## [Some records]

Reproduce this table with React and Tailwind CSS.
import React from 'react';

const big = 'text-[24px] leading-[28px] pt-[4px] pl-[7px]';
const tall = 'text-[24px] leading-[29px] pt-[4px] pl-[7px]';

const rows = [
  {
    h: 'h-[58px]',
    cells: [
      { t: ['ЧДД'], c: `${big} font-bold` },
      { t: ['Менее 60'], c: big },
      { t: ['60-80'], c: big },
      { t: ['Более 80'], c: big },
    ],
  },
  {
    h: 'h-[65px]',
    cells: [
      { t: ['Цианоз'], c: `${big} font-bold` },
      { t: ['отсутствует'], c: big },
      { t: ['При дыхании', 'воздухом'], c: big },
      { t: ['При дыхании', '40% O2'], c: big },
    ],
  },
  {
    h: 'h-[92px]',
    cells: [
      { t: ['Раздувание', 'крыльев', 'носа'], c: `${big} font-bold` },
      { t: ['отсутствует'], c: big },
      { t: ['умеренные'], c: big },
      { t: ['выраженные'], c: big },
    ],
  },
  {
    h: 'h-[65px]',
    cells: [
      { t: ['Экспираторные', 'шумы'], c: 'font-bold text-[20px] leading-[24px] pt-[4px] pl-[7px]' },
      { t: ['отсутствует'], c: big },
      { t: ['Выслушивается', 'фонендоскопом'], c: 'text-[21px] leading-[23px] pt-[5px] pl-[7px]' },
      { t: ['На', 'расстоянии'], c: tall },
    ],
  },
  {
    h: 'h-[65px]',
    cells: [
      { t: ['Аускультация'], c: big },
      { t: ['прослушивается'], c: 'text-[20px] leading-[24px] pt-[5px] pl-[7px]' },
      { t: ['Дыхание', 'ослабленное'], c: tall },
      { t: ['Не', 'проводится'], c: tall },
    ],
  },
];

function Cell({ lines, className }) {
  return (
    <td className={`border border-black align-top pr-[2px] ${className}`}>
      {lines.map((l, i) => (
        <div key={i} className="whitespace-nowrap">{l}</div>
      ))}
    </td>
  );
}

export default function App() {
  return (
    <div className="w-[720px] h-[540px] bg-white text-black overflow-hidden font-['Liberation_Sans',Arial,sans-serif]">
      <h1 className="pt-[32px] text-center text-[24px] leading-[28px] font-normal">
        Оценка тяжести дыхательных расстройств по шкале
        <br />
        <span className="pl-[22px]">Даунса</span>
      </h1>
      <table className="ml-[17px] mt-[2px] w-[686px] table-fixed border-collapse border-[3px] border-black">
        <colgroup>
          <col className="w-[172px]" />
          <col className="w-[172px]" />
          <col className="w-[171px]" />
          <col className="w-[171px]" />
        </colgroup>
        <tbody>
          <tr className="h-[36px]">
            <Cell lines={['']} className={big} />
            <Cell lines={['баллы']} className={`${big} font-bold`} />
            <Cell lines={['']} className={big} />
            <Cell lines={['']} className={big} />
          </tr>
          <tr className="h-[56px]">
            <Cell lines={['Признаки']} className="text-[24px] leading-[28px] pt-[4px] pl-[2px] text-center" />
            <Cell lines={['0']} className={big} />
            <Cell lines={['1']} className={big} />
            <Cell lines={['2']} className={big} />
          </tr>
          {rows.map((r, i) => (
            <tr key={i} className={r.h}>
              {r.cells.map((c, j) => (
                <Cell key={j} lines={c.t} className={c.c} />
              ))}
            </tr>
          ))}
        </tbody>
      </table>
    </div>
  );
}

==

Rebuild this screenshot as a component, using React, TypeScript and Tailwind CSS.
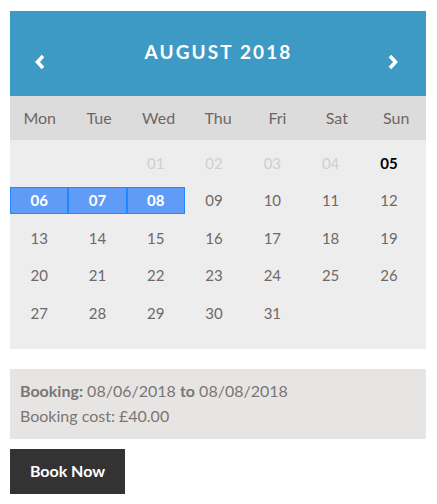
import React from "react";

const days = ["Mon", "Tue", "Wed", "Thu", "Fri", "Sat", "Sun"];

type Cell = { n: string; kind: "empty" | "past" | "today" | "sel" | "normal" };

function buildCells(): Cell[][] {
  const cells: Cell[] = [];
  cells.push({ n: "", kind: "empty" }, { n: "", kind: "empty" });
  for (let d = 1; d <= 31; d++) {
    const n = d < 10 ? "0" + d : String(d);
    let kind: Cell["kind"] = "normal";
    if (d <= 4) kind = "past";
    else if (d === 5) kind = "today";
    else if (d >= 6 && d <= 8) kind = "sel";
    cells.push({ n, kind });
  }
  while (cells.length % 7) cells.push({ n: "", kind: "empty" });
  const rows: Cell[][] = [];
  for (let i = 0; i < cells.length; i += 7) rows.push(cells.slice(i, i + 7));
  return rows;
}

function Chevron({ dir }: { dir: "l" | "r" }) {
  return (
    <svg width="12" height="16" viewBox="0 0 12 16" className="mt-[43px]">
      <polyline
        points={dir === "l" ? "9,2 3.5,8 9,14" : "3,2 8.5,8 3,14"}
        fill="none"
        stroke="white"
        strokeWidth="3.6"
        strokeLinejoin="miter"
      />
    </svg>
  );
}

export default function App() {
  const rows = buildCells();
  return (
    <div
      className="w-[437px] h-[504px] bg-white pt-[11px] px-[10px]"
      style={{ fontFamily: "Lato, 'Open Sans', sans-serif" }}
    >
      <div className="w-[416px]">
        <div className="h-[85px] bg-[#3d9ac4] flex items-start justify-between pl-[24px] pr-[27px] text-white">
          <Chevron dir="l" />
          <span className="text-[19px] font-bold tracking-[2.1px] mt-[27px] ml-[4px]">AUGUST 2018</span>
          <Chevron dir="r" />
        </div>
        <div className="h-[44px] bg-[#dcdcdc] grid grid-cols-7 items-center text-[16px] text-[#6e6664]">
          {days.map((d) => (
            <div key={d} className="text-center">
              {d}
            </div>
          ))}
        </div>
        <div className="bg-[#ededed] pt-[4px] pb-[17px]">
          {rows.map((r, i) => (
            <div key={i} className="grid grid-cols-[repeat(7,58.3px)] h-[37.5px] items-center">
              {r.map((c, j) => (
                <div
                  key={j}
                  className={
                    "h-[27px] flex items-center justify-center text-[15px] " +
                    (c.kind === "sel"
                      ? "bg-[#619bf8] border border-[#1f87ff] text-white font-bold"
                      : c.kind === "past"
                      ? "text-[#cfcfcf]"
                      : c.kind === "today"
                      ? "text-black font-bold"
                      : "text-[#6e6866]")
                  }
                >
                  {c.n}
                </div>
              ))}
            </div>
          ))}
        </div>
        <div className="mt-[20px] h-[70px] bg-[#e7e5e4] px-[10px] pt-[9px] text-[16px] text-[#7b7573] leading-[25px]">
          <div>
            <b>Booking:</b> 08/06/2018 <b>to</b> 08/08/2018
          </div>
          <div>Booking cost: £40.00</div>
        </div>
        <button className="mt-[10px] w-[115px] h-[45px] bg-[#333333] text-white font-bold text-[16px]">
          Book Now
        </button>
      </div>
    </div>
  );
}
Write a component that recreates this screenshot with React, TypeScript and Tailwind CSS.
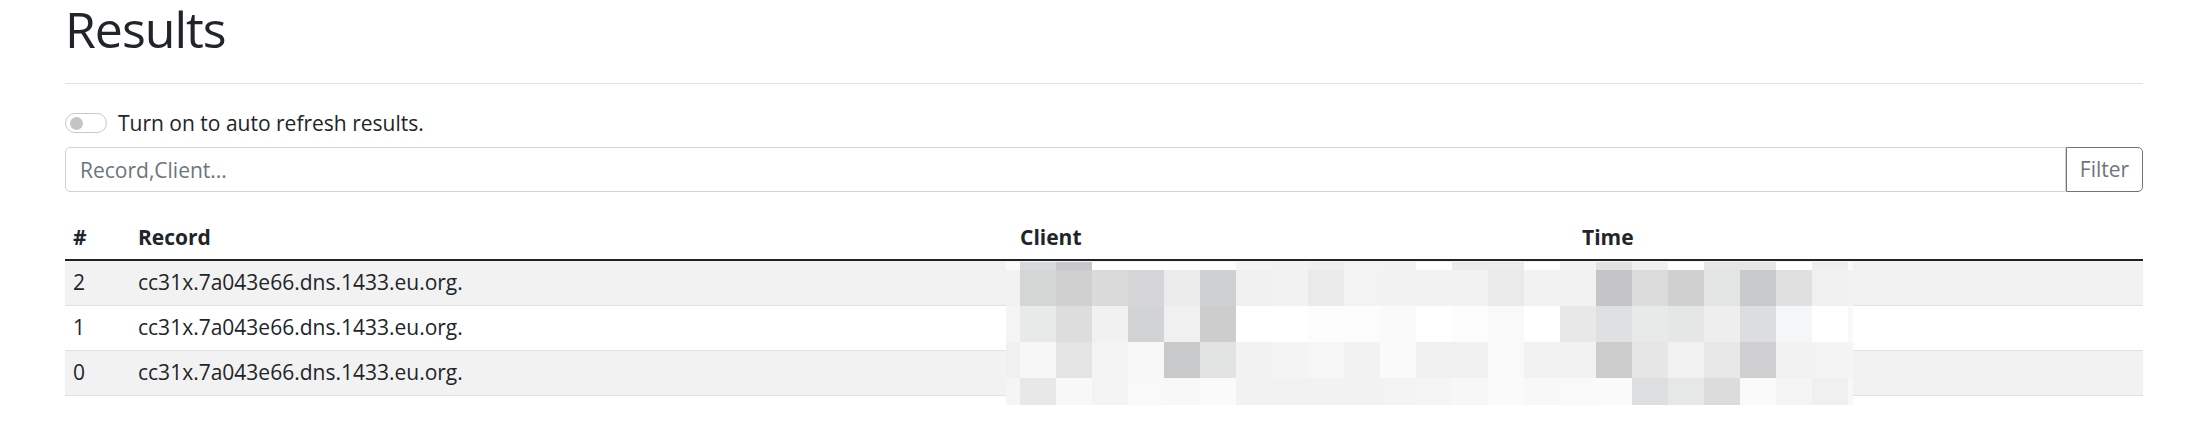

## [EXERCISE OBJECTIVE]
All lines in the listing above from the line containing "Reproduce this table" to the line containing "const tall = 'text-[24px]", inclusive, should be retyped exactly; no other lines should appear.

## [TASK ANSWER]
Reproduce this table with React and Tailwind CSS.
import React from 'react';

const big = 'text-[24px] leading-[28px] pt-[4px] pl-[7px]';
const tall = 'text-[24px] leading-[29px] pt-[4px] pl-[7px]';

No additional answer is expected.